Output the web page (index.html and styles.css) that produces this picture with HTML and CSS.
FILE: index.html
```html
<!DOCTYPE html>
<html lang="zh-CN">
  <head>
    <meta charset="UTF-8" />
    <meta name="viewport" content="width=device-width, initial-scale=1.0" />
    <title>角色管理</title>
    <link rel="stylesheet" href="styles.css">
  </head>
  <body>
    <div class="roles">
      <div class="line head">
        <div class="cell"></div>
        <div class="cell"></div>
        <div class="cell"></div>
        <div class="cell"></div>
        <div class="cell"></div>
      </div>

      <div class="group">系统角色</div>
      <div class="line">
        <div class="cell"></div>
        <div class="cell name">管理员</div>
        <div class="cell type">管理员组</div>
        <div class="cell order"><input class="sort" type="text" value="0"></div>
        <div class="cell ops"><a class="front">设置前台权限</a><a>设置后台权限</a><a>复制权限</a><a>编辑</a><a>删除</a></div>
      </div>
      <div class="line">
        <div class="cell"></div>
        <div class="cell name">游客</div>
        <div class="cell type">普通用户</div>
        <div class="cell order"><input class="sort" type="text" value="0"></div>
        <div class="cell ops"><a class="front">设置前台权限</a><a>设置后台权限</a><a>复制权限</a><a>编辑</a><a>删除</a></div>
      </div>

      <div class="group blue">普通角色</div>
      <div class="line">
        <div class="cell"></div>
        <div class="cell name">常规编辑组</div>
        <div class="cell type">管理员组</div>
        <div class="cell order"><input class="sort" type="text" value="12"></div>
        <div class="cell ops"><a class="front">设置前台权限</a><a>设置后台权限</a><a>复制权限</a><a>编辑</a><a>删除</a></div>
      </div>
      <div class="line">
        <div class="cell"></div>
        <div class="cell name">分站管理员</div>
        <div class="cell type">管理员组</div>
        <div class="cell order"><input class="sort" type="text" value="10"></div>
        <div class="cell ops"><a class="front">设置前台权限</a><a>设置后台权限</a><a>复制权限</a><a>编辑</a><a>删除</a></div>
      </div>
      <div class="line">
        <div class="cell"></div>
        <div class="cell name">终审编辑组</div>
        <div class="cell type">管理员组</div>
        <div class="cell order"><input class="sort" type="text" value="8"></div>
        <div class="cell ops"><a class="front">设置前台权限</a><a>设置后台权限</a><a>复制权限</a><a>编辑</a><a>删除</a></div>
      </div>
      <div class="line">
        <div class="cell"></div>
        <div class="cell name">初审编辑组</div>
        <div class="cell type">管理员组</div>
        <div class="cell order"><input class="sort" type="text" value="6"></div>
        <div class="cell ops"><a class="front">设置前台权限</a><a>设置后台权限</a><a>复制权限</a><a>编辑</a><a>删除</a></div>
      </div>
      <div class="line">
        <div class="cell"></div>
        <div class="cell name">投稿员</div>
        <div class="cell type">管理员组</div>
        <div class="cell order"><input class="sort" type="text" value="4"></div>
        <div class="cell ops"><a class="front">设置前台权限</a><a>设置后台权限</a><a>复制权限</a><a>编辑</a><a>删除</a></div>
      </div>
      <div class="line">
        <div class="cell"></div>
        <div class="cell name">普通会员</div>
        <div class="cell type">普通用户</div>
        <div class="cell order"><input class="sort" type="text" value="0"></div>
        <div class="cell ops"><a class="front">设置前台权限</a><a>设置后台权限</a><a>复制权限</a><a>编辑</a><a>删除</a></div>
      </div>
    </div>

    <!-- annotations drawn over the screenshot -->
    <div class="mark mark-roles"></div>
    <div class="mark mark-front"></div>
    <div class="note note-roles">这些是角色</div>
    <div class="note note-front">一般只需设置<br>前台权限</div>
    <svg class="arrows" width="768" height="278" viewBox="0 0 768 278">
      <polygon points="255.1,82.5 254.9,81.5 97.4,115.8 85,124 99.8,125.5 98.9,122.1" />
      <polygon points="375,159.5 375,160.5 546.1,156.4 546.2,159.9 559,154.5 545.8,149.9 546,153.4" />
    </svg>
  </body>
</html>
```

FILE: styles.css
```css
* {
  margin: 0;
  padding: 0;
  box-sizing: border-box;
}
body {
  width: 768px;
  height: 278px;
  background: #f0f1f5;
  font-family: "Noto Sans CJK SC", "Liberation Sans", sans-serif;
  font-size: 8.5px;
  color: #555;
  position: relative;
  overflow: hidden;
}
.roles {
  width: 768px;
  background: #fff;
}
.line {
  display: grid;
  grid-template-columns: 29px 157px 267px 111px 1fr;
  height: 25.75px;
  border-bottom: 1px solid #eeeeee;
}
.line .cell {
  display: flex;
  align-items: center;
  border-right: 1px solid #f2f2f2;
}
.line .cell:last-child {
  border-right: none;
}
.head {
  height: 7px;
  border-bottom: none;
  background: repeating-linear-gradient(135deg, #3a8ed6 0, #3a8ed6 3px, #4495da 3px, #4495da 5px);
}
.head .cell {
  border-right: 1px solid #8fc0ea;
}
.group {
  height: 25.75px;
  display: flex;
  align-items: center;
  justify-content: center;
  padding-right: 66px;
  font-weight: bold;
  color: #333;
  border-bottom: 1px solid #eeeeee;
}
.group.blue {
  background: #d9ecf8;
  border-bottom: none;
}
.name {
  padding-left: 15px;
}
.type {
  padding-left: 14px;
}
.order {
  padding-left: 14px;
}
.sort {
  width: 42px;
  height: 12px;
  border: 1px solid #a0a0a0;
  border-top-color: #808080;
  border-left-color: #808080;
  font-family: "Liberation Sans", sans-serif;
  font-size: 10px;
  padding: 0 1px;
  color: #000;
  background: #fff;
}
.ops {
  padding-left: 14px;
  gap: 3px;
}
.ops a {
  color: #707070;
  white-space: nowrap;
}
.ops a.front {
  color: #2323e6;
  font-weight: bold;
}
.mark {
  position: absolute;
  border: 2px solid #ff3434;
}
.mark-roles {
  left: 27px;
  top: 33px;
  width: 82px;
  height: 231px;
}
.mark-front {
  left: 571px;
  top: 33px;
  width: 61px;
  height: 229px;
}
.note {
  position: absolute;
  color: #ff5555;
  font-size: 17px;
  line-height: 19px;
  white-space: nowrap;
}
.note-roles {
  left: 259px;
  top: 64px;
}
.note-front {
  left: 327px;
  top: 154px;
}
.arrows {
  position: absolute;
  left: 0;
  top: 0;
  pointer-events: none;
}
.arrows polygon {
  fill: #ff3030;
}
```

WHAT THE TASK REQUIRES
Without leaving anything out, quote all the data.

THE COMPLETED TASK
Output the web page (index.html and styles.css) that produces this picture with HTML and CSS.
FILE: index.html
```html
<!DOCTYPE html>
<html lang="zh-CN">
  <head>
    <meta charset="UTF-8" />
    <meta name="viewport" content="width=device-width, initial-scale=1.0" />
    <title>角色管理</title>
    <link rel="stylesheet" href="styles.css">
  </head>
  <body>
    <div class="roles">
      <div class="line head">
        <div class="cell"></div>
        <div class="cell"></div>
        <div class="cell"></div>
        <div class="cell"></div>
        <div class="cell"></div>
      </div>

      <div class="group">系统角色</div>
      <div class="line">
        <div class="cell"></div>
        <div class="cell name">管理员</div>
        <div class="cell type">管理员组</div>
        <div class="cell order"><input class="sort" type="text" value="0"></div>
        <div class="cell ops"><a class="front">设置前台权限</a><a>设置后台权限</a><a>复制权限</a><a>编辑</a><a>删除</a></div>
      </div>
      <div class="line">
        <div class="cell"></div>
        <div class="cell name">游客</div>
        <div class="cell type">普通用户</div>
        <div class="cell order"><input class="sort" type="text" value="0"></div>
        <div class="cell ops"><a class="front">设置前台权限</a><a>设置后台权限</a><a>复制权限</a><a>编辑</a><a>删除</a></div>
      </div>

      <div class="group blue">普通角色</div>
      <div class="line">
        <div class="cell"></div>
        <div class="cell name">常规编辑组</div>
        <div class="cell type">管理员组</div>
        <div class="cell order"><input class="sort" type="text" value="12"></div>
        <div class="cell ops"><a class="front">设置前台权限</a><a>设置后台权限</a><a>复制权限</a><a>编辑</a><a>删除</a></div>
      </div>
      <div class="line">
        <div class="cell"></div>
        <div class="cell name">分站管理员</div>
        <div class="cell type">管理员组</div>
        <div class="cell order"><input class="sort" type="text" value="10"></div>
        <div class="cell ops"><a class="front">设置前台权限</a><a>设置后台权限</a><a>复制权限</a><a>编辑</a><a>删除</a></div>
      </div>
      <div class="line">
        <div class="cell"></div>
        <div class="cell name">终审编辑组</div>
        <div class="cell type">管理员组</div>
        <div class="cell order"><input class="sort" type="text" value="8"></div>
        <div class="cell ops"><a class="front">设置前台权限</a><a>设置后台权限</a><a>复制权限</a><a>编辑</a><a>删除</a></div>
      </div>
      <div class="line">
        <div class="cell"></div>
        <div class="cell name">初审编辑组</div>
        <div class="cell type">管理员组</div>
        <div class="cell order"><input class="sort" type="text" value="6"></div>
        <div class="cell ops"><a class="front">设置前台权限</a><a>设置后台权限</a><a>复制权限</a><a>编辑</a><a>删除</a></div>
      </div>
      <div class="line">
        <div class="cell"></div>
        <div class="cell name">投稿员</div>
        <div class="cell type">管理员组</div>
        <div class="cell order"><input class="sort" type="text" value="4"></div>
        <div class="cell ops"><a class="front">设置前台权限</a><a>设置后台权限</a><a>复制权限</a><a>编辑</a><a>删除</a></div>
      </div>
      <div class="line">
        <div class="cell"></div>
        <div class="cell name">普通会员</div>
        <div class="cell type">普通用户</div>
        <div class="cell order"><input class="sort" type="text" value="0"></div>
        <div class="cell ops"><a class="front">设置前台权限</a><a>设置后台权限</a><a>复制权限</a><a>编辑</a><a>删除</a></div>
      </div>
    </div>

    <!-- annotations drawn over the screenshot -->
    <div class="mark mark-roles"></div>
    <div class="mark mark-front"></div>
    <div class="note note-roles">这些是角色</div>
    <div class="note note-front">一般只需设置<br>前台权限</div>
    <svg class="arrows" width="768" height="278" viewBox="0 0 768 278">
      <polygon points="255.1,82.5 254.9,81.5 97.4,115.8 85,124 99.8,125.5 98.9,122.1" />
      <polygon points="375,159.5 375,160.5 546.1,156.4 546.2,159.9 559,154.5 545.8,149.9 546,153.4" />
    </svg>
  </body>
</html>
```

FILE: styles.css
```css
* {
  margin: 0;
  padding: 0;
  box-sizing: border-box;
}
body {
  width: 768px;
  height: 278px;
  background: #f0f1f5;
  font-family: "Noto Sans CJK SC", "Liberation Sans", sans-serif;
  font-size: 8.5px;
  color: #555;
  position: relative;
  overflow: hidden;
}
.roles {
  width: 768px;
  background: #fff;
}
.line {
  display: grid;
  grid-template-columns: 29px 157px 267px 111px 1fr;
  height: 25.75px;
  border-bottom: 1px solid #eeeeee;
}
.line .cell {
  display: flex;
  align-items: center;
  border-right: 1px solid #f2f2f2;
}
.line .cell:last-child {
  border-right: none;
}
.head {
  height: 7px;
  border-bottom: none;
  background: repeating-linear-gradient(135deg, #3a8ed6 0, #3a8ed6 3px, #4495da 3px, #4495da 5px);
}
.head .cell {
  border-right: 1px solid #8fc0ea;
}
.group {
  height: 25.75px;
  display: flex;
  align-items: center;
  justify-content: center;
  padding-right: 66px;
  font-weight: bold;
  color: #333;
  border-bottom: 1px solid #eeeeee;
}
.group.blue {
  background: #d9ecf8;
  border-bottom: none;
}
.name {
  padding-left: 15px;
}
.type {
  padding-left: 14px;
}
.order {
  padding-left: 14px;
}
.sort {
  width: 42px;
  height: 12px;
  border: 1px solid #a0a0a0;
  border-top-color: #808080;
  border-left-color: #808080;
  font-family: "Liberation Sans", sans-serif;
  font-size: 10px;
  padding: 0 1px;
  color: #000;
  background: #fff;
}
.ops {
  padding-left: 14px;
  gap: 3px;
}
.ops a {
  color: #707070;
  white-space: nowrap;
}
.ops a.front {
  color: #2323e6;
  font-weight: bold;
}
.mark {
  position: absolute;
  border: 2px solid #ff3434;
}
.mark-roles {
  left: 27px;
  top: 33px;
  width: 82px;
  height: 231px;
}
.mark-front {
  left: 571px;
  top: 33px;
  width: 61px;
  height: 229px;
}
.note {
  position: absolute;
  color: #ff5555;
  font-size: 17px;
  line-height: 19px;
  white-space: nowrap;
}
.note-roles {
  left: 259px;
  top: 64px;
}
.note-front {
  left: 327px;
  top: 154px;
}
.arrows {
  position: absolute;
  left: 0;
  top: 0;
  pointer-events: none;
}
.arrows polygon {
  fill: #ff3030;
}
```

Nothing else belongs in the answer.